Departure Neuaubing setzt die Geschichte der Zwangsarbeit auf unterschiedliche Weise in Beziehung zur Gegenwart und lädt zur Partizipation ein. Die Web-App nutzt ein breites Spektrum an Medien- und Vermittlungsformaten, um Zugänge für eine möglichst breite Gruppe an User*innen mit unterschiedlichen Vorerfahrungen und Online-Nutzungsgewohnheiten anzubieten. Sie greift aktuelle, in sozialen Netzwerken etablierte Entwicklungen wie Storytelling, Mediatisierung und Medienkonvergenz auf, die den Medienalltag insbesondere junger Menschen bestimmen. Die Inhalte sind unter departure-neuaubing.nsdoku.de lokal wie global verfügbar und ermöglichen eine aktive Auseinandersetzung mit den Themen Arbeit und Ausbeutung. Perspektivisch werden die Teilprojekte mit Workshops und Vermittlungsformaten vor Ort ergänzt. Auf diese Weise wirkt das Digitale ins Analoge zurück, Wissen und Inhalte werden kollektiv erarbeitet und in die Entstehung des neuen Erinnerungsortes in Neuaubing eingebunden. Dort, in der Ehrenbürgstraße 9, existieren große Teile des ehemaligen NS-Zwangsarbeiter*innenlagers, das sich heute durch seine vielfältigen Nachnutzungen auszeichnet. In zwei der acht noch erhaltenen Baracken entsteht ein öffentlicher Erinnerungsort mit Ausstellungen und Vermittlungsprogramm.

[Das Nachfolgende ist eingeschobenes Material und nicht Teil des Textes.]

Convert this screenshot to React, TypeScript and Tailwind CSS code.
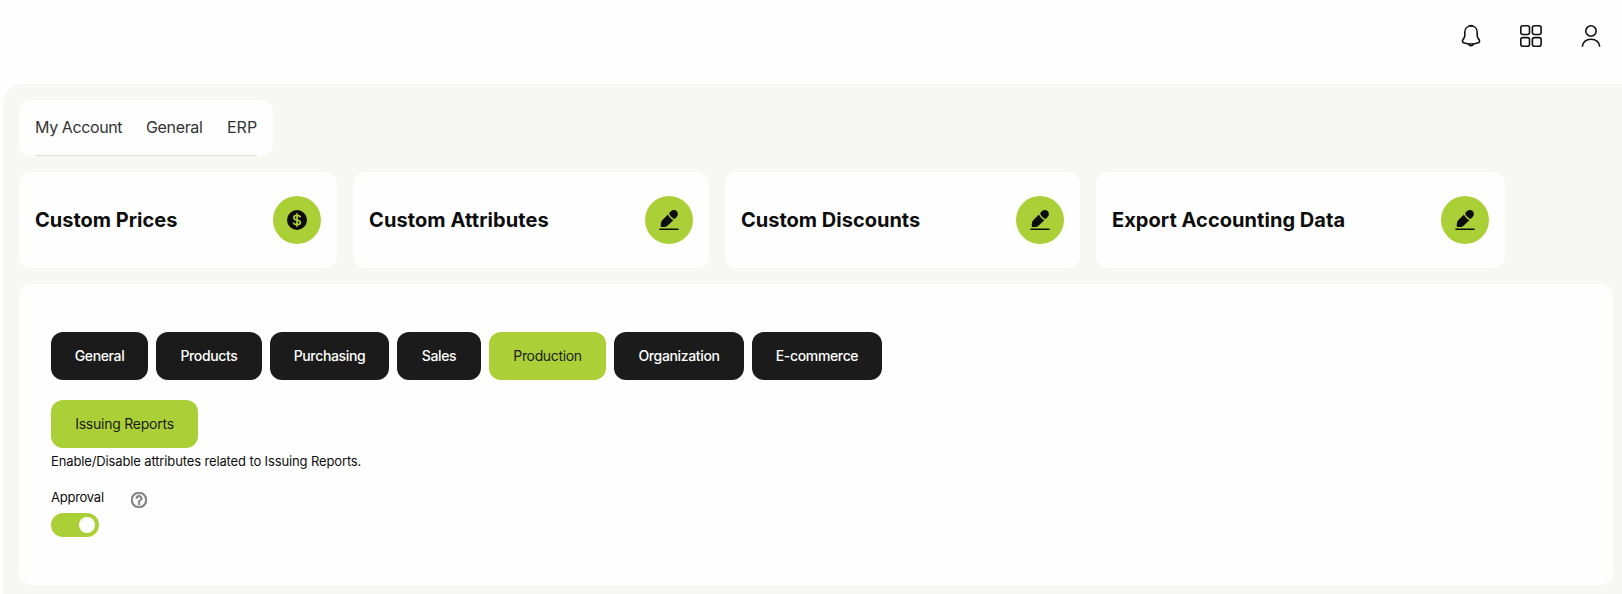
import { useState } from 'react'
import clsx from 'clsx'

function BellIcon() {
  return (
    <svg width="24" height="24" viewBox="0 0 24 24" fill="none" stroke="#111" strokeWidth="1.6" strokeLinejoin="round">
      <path d="M12 2C8.2 2 5.8 4.8 5.8 8.2V11.2C5.8 12.2 5.5 13.1 5 14L3.8 16C3.1 17.3 3.5 18.2 4.7 18.7C9.3 20.3 14.7 20.3 19.3 18.7C20.5 18.2 20.9 17.3 20.2 16L19 14C18.5 13.1 18.2 12.2 18.2 11.2V8.2C18.2 4.8 15.8 2 12 2Z" />
      <path d="M10 2.2C11 1.5 13 1.5 14 2.2" />
      <path d="M9.4 20.2C10.6 22.3 13.4 22.3 14.6 20.2" />
    </svg>
  )
}

function GridIcon() {
  return (
    <svg width="24" height="24" viewBox="0 0 24 24" fill="none" stroke="#111" strokeWidth="1.6">
      <rect x="1.8" y="1.8" width="8.7" height="8.7" rx="2" />
      <rect x="13.4" y="1.8" width="8.7" height="8.7" rx="2" />
      <rect x="1.8" y="13.6" width="8.7" height="8.7" rx="2" />
      <rect x="13.4" y="13.6" width="8.7" height="8.7" rx="2" />
    </svg>
  )
}

function UserIcon() {
  return (
    <svg width="24" height="24" viewBox="0 0 24 24" fill="none" stroke="#111" strokeWidth="1.6">
      <circle cx="12" cy="7" r="5.2" />
      <path d="M3.3 22.8C3.3 18.2 7 15.2 12 15.2S20.7 18.2 20.7 22.8" />
    </svg>
  )
}

function DollarIcon() {
  return (
    <svg width="24" height="24" viewBox="0 0 24 24" fill="none">
      <circle cx="12" cy="12" r="10" fill="#0d0d0d" />
      <path
        d="M15.3 9.4C15.1 8 13.9 7.4 12 7.4C10 7.4 8.8 8.2 8.8 9.7C8.8 11.2 9.9 11.6 12 12C14.3 12.4 15.4 13 15.4 14.5C15.4 16 14.1 16.7 12 16.7C9.9 16.7 8.7 16 8.5 14.5M12 5.3V18.8"
        stroke="#abd037"
        strokeWidth="1.7"
      />
    </svg>
  )
}

function PencilIcon() {
  return (
    <svg width="24" height="24" viewBox="0 0 24 24" fill="#0d0d0d">
      <path d="M10.9 6.4L5.2 12.3C4.5 13 4.1 13.8 4 14.7L3.7 17.2C3.6 18.5 4.2 19.2 5.4 19.1L8 18.9C9 18.8 9.8 18.4 10.5 17.7L16.5 12C14 10.9 12 9 10.9 6.4Z" />
      <path d="M12.1 5.3L13.5 3.6C15.3 1.5 17.9 1.4 19.7 3.1C21.4 4.9 21.3 7.7 19.4 9.3L17.6 10.9C14.9 10.2 12.9 8.1 12.1 5.3Z" />
      <rect x="2.2" y="20.4" width="19.6" height="1.5" rx="0.75" />
    </svg>
  )
}

function HelpIcon() {
  return (
    <svg width="16" height="16" viewBox="2 2 20 20" fill="#808080">
      <path d="M11 18h2v-2h-2v2zm1-16C6.48 2 2 6.48 2 12s4.48 10 10 10 10-4.48 10-10S17.52 2 12 2zm0 18c-4.41 0-8-3.59-8-8s3.59-8 8-8 8 3.59 8 8-3.59 8-8 8zm0-14c-2.21 0-4 1.79-4 4h2c0-1.1.9-2 2-2s2 .9 2 2c0 2-3 1.75-3 5h2c0-2.25 3-2.5 3-5 0-2.21-1.79-4-4-4z" stroke="#808080" strokeWidth="0.9" />
    </svg>
  )
}

const links = [
  { label: 'My Account', className: 'w-[87px] tracking-[-0.4px]' },
  { label: 'General', className: 'w-14 tracking-[-0.35px]' },
  { label: 'ERP', className: 'w-[31px] pl-px' },
]

const cards = [
  { title: 'Custom Prices', icon: DollarIcon, className: 'w-[318px]' },
  { title: 'Custom Attributes', icon: PencilIcon, className: 'w-[356px] tracking-[0.1px]' },
  { title: 'Custom Discounts', icon: PencilIcon, className: 'w-[355px]' },
  { title: 'Export Accounting Data', icon: PencilIcon, className: 'w-[409px] tracking-[0.05px]' },
]

const tabs = [
  { label: 'General', className: 'w-[97px]' },
  { label: 'Products', className: 'w-[106px]' },
  { label: 'Purchasing', className: 'w-[119px]' },
  { label: 'Sales', className: 'w-[84px]' },
  { label: 'Production', className: 'w-[117px]' },
  { label: 'Organization', className: 'w-[130px]' },
  { label: 'E-commerce', className: 'w-[130px]' },
]

export default function App() {
  const [activeTab, setActiveTab] = useState('Production')
  const [approval, setApproval] = useState(true)

  return (
    <div className="flex h-[594px] flex-col overflow-hidden bg-[#fefefe] font-['Inter',sans-serif] text-[#0d0d0d]">
      <header className="flex h-[84px] shrink-0 items-start justify-end gap-9 pt-6 pr-[19px]">
        <button aria-label="Notifications"><BellIcon /></button>
        <button aria-label="Apps"><GridIcon /></button>
        <button aria-label="Profile"><UserIcon /></button>
      </header>

      <main className="ml-[3px] flex flex-1 flex-col items-start gap-4 rounded-tl-[20px] bg-[#f7f8f3] pt-4 pl-4">
        <nav className="h-14 rounded-xl bg-[#fefefe] px-4">
          <div className="flex h-14 items-center gap-6 border-b border-[#dfe0dc] pb-0.5 text-base text-[#333]">
            {links.map((link) => (
              <a key={link.label} href="#" className={clsx('whitespace-nowrap', link.className)}>
                {link.label}
              </a>
            ))}
          </div>
        </nav>

        <div className="flex gap-4">
          {cards.map(({ title, icon: Icon, className }) => (
            <div
              key={title}
              className={clsx('flex h-24 items-center justify-between rounded-xl bg-[#fefefe] px-4', className)}
            >
              <h2 className="text-xl font-bold whitespace-nowrap">{title}</h2>
              <div className="flex size-12 items-center justify-center rounded-full bg-[#abd037]">
                <Icon />
              </div>
            </div>
          ))}
        </div>

        <section className="h-[301px] w-[1594px] rounded-xl bg-[#fefefe] px-8 pt-12">
          <div className="flex gap-2">
            {tabs.map((tab) => (
              <button
                key={tab.label}
                onClick={() => setActiveTab(tab.label)}
                className={clsx(
                  'h-12 rounded-xl text-sm tracking-[-0.35px] whitespace-nowrap',
                  tab.label === activeTab ? 'bg-[#abd037] text-[#1b1b1b]' : 'bg-[#1b1b1b] font-medium text-white',
                  tab.className,
                )}
              >
                {tab.label}
              </button>
            ))}
          </div>

          <button className="mt-5 block h-12 w-[147px] rounded-xl bg-[#abd037] text-sm tracking-[-0.24px] text-[#1b1b1b]">
            Issuing Reports
          </button>
          <p className="mt-[3px] text-[13px] leading-5 tracking-[-0.13px]">
            Enable/Disable attributes related to Issuing Reports.
          </p>

          <div className="mt-4 flex h-5 items-center">
            <span className="w-20 text-[13px] leading-5 tracking-[-0.25px]">Approval</span>
            <span className="mt-1.5"><HelpIcon /></span>
          </div>
          <button
            role="switch"
            aria-checked={approval}
            aria-label="Approval"
            onClick={() => setApproval(!approval)}
            className={clsx(
              'mt-1.5 flex h-6 w-12 items-center rounded-full px-1',
              approval ? 'justify-end bg-[#abd037]' : 'justify-start bg-gray-300',
            )}
          >
            <span className="size-4 rounded-full bg-white" />
          </button>
        </section>
      </main>
    </div>
  )
}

Departure Neuaubing wird von einem umfangreichen Begleitprogramm gerahmt. Dies beinhaltet unter anderem eine Comic-Werkstatt mit Barbara Yelin, einen Fotoworkshop mit Sima Deghani sowie eine Lehrerfortbildung zum Thema Historische Games im Unterricht. Am 23. Februar 2022 wird das Tagebuch von Jan Bazuin im NS-Dokumentationszentrum präsentiert.